— start Record set —

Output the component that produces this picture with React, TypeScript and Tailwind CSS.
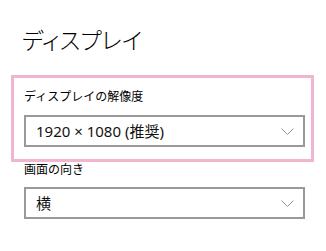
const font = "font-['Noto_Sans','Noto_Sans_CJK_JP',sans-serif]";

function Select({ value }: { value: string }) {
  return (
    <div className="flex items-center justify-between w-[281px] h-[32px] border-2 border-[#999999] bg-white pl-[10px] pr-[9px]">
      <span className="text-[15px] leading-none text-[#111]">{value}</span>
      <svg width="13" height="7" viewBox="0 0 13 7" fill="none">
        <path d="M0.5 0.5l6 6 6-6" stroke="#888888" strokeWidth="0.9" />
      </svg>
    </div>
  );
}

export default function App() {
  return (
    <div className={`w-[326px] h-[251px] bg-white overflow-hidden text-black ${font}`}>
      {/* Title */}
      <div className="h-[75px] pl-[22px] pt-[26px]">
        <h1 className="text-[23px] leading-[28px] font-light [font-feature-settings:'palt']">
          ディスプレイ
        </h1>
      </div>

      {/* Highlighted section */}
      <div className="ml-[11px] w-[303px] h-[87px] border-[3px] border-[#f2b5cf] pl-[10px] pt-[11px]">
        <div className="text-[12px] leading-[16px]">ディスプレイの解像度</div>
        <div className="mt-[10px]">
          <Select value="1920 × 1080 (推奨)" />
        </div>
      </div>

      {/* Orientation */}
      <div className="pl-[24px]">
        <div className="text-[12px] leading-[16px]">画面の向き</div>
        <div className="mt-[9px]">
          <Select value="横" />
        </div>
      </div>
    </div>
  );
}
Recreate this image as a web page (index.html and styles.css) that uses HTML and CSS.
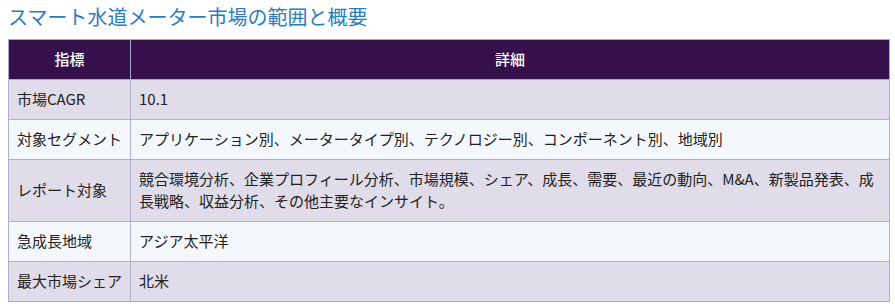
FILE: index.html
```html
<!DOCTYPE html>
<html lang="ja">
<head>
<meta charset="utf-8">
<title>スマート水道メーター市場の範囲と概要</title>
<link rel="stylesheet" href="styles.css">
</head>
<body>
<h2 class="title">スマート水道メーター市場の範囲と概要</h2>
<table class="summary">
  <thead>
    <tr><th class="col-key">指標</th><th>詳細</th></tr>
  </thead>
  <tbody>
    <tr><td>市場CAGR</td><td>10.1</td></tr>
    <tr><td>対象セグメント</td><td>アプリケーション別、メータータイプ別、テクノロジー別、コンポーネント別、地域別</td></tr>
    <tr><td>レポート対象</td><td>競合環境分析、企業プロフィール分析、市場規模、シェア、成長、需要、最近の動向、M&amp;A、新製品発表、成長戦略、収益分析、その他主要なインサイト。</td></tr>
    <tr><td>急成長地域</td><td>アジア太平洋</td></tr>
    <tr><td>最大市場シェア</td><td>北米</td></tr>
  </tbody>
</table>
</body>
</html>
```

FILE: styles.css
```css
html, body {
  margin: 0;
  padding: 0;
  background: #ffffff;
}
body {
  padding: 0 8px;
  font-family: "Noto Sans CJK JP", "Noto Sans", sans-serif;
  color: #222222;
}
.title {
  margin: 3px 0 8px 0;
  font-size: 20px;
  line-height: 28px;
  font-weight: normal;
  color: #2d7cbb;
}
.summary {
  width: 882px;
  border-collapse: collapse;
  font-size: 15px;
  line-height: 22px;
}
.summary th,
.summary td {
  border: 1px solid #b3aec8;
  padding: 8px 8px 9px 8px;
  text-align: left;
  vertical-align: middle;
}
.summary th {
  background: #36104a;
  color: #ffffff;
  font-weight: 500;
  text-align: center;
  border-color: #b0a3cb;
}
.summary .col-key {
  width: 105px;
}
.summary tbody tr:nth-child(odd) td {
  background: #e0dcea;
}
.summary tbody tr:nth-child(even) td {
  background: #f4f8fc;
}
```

— end Record set —

* _Exercise requirements_
Select from the material above each line in which the string "that" appears, and list those lines.

* _Complete answer_
Output the component that produces this picture with React, TypeScript and Tailwind CSS.
Recreate this image as a web page (index.html and styles.css) that uses HTML and CSS.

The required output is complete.